━━ SUPPLIED DATA

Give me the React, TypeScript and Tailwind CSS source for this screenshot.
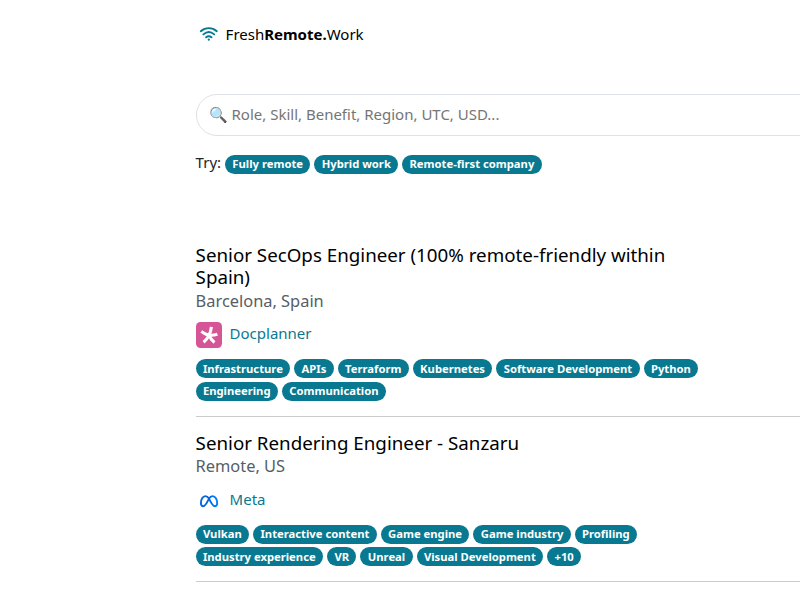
import React from "react";

type Job = {
  title: string;
  location: string;
  company: string;
  logo: React.ReactNode;
  tags: string[][];
};

function WifiLogo() {
  return (
    <svg
      viewBox="0 0 20 16"
      className="h-4 w-5 shrink-0"
      fill="none"
      stroke="#087990"
      strokeWidth="1.9"
      strokeLinecap="round"
    >
      <path d="M1.8 5.2c4.7-4.1 11.3-4.1 16 0" />
      <path d="M4.4 8.4c3.3-2.8 7.5-2.8 10.8 0" />
      <path d="M7.1 11.3c1.7-1.3 3.7-1.3 5.4 0" />
      <circle cx="9.8" cy="13.7" r="1.1" fill="#087990" stroke="none" />
    </svg>
  );
}

function DocplannerLogo() {
  return (
    <svg viewBox="0 0 26 26" className="h-[26px] w-[26px]">
      <rect width="26" height="26" rx="4.5" fill="#d65596" />
      <g fill="none" stroke="#fff" strokeWidth="3.1">
        <path d="M15.4 4.9C14.7 11.3 12.3 16.2 7.6 20.2" />
        <path d="M5.4 9.4C9.4 13 15 14.2 21.4 12.3" />
        <path d="M13.3 13.4c1 3 2.6 5 5.2 7" />
      </g>
    </svg>
  );
}

function MetaLogo() {
  return (
    <svg viewBox="0 0 26 26" className="h-[26px] w-[26px]">
      <defs>
        <linearGradient id="meta" x1="0" x2="1">
          <stop offset="0" stopColor="#0866e8" />
          <stop offset="0.5" stopColor="#0064e0" />
          <stop offset="1" stopColor="#0082fb" />
        </linearGradient>
      </defs>
      <path
        d="M13 10.6C11.9 8.9 10.7 8.1 9.3 8.1c-2.6 0-4.4 3.7-4.4 6.9 0 2.1.9 3.2 2.4 3.2 1.7 0 2.7-1.4 5.7-7.6 1.1-1.7 2.3-2.5 3.7-2.5 2.6 0 4.5 3.7 4.5 6.9 0 2.1-.9 3.2-2.4 3.2-1.7 0-2.8-1.4-5.8-7.6z"
        fill="none"
        stroke="url(#meta)"
        strokeWidth="1.9"
        strokeLinejoin="round"
      />
    </svg>
  );
}

const jobs: Job[] = [
  {
    title: "Senior SecOps Engineer (100% remote-friendly within Spain)",
    location: "Barcelona, Spain",
    company: "Docplanner",
    logo: <DocplannerLogo />,
    tags: [
      ["Infrastructure", "APIs", "Terraform", "Kubernetes", "Software Development", "Python"],
      ["Engineering", "Communication"],
    ],
  },
  {
    title: "Senior Rendering Engineer - Sanzaru",
    location: "Remote, US",
    company: "Meta",
    logo: <MetaLogo />,
    tags: [
      ["Vulkan", "Interactive content", "Game engine", "Game industry", "Profiling"],
      ["Industry experience", "VR", "Unreal", "Visual Development", "+10"],
    ],
  },
];

function Badge({ label }: { label: string }) {
  return (
    <a
      href="#"
      className="flex h-[19px] items-center rounded-full bg-[#087990] px-[7.3px] text-[11.25px] leading-none font-bold whitespace-nowrap text-white"
    >
      {label}
    </a>
  );
}

function JobRow({ job }: { job: Job }) {
  return (
    <article className="mb-[15px] border-b border-[#cbcccd] pb-[15px]">
      <h2 className="w-[510px] text-[18.75px] leading-[22.5px] text-black">{job.title}</h2>
      <p className="text-[16.4px] leading-[24px] text-[#565e64]">{job.location}</p>
      <a href="#" className="mt-[9.5px] flex h-[26px] items-center gap-2 text-[15px] text-[#087990]">
        {job.logo}
        <span className="-mt-[3px]">{job.company}</span>
      </a>
      <div className="mt-[11px] flex flex-col gap-[3.5px]">
        {job.tags.map((row, i) => (
          <div key={i} className="flex gap-[4.1px]">
            {row.map((tag) => (
              <Badge key={tag} label={tag} />
            ))}
          </div>
        ))}
      </div>
    </article>
  );
}

export default function App() {
  return (
    <div className="h-[600px] w-[800px] overflow-hidden bg-white pl-[195.6px] font-['Noto_Sans',sans-serif] text-[15px] text-[#212529]">
      <header className="flex h-[68px] items-center gap-[7px] pl-[3px] text-[15px] text-black">
        <WifiLogo />
        <span>
          Fresh<b>Remote.</b>Work
        </span>
      </header>

      <div className="mt-[26px] w-[680px]">
        <input
          type="text"
          placeholder="🔍 Role, Skill, Benefit, Region, UTC, USD..."
          className="h-[42px] w-full rounded-full border border-[#dee2e6] px-[12px] pb-[3px] text-[15px] placeholder:text-[#757575]"
        />
      </div>

      <div className="mt-[15px] flex h-[22px] items-center gap-[4px]">
        <span>Try:</span>
        <div className="mt-[4px] flex gap-[4px]">
          <Badge label="Fully remote" />
          <Badge label="Hybrid work" />
          <Badge label="Remote-first company" />
        </div>
      </div>

      <main className="mt-[70.5px] w-[680px]">
        {jobs.map((job) => (
          <JobRow key={job.company} job={job} />
        ))}
      </main>
    </div>
  );
}
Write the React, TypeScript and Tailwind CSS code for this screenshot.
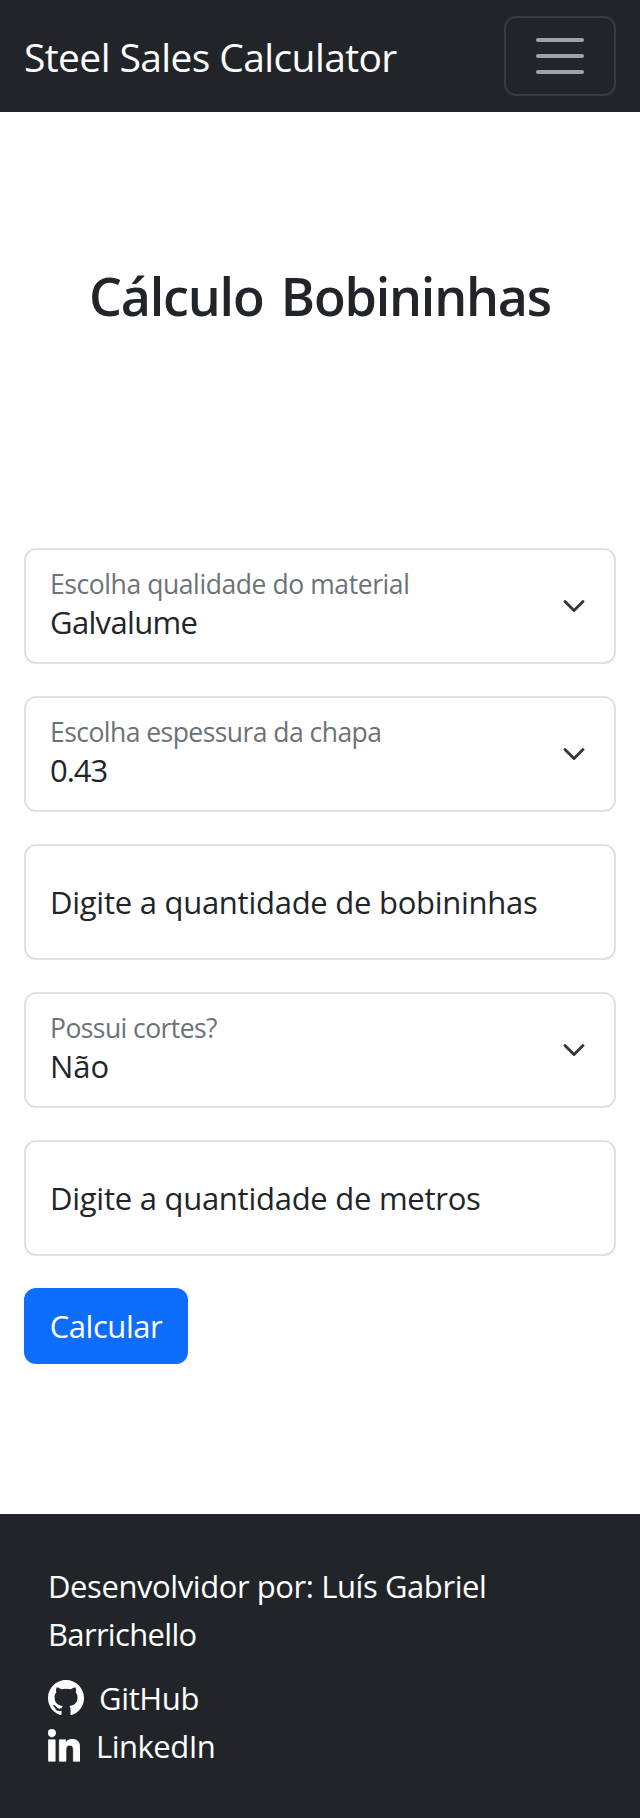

━━━━

EXERCISE OBJECTIVE: Filter the listing above by the word "this"; copy each line that passes.

ANSWER TO THE EXERCISE:
Give me the React, TypeScript and Tailwind CSS source for this screenshot.
Write the React, TypeScript and Tailwind CSS code for this screenshot.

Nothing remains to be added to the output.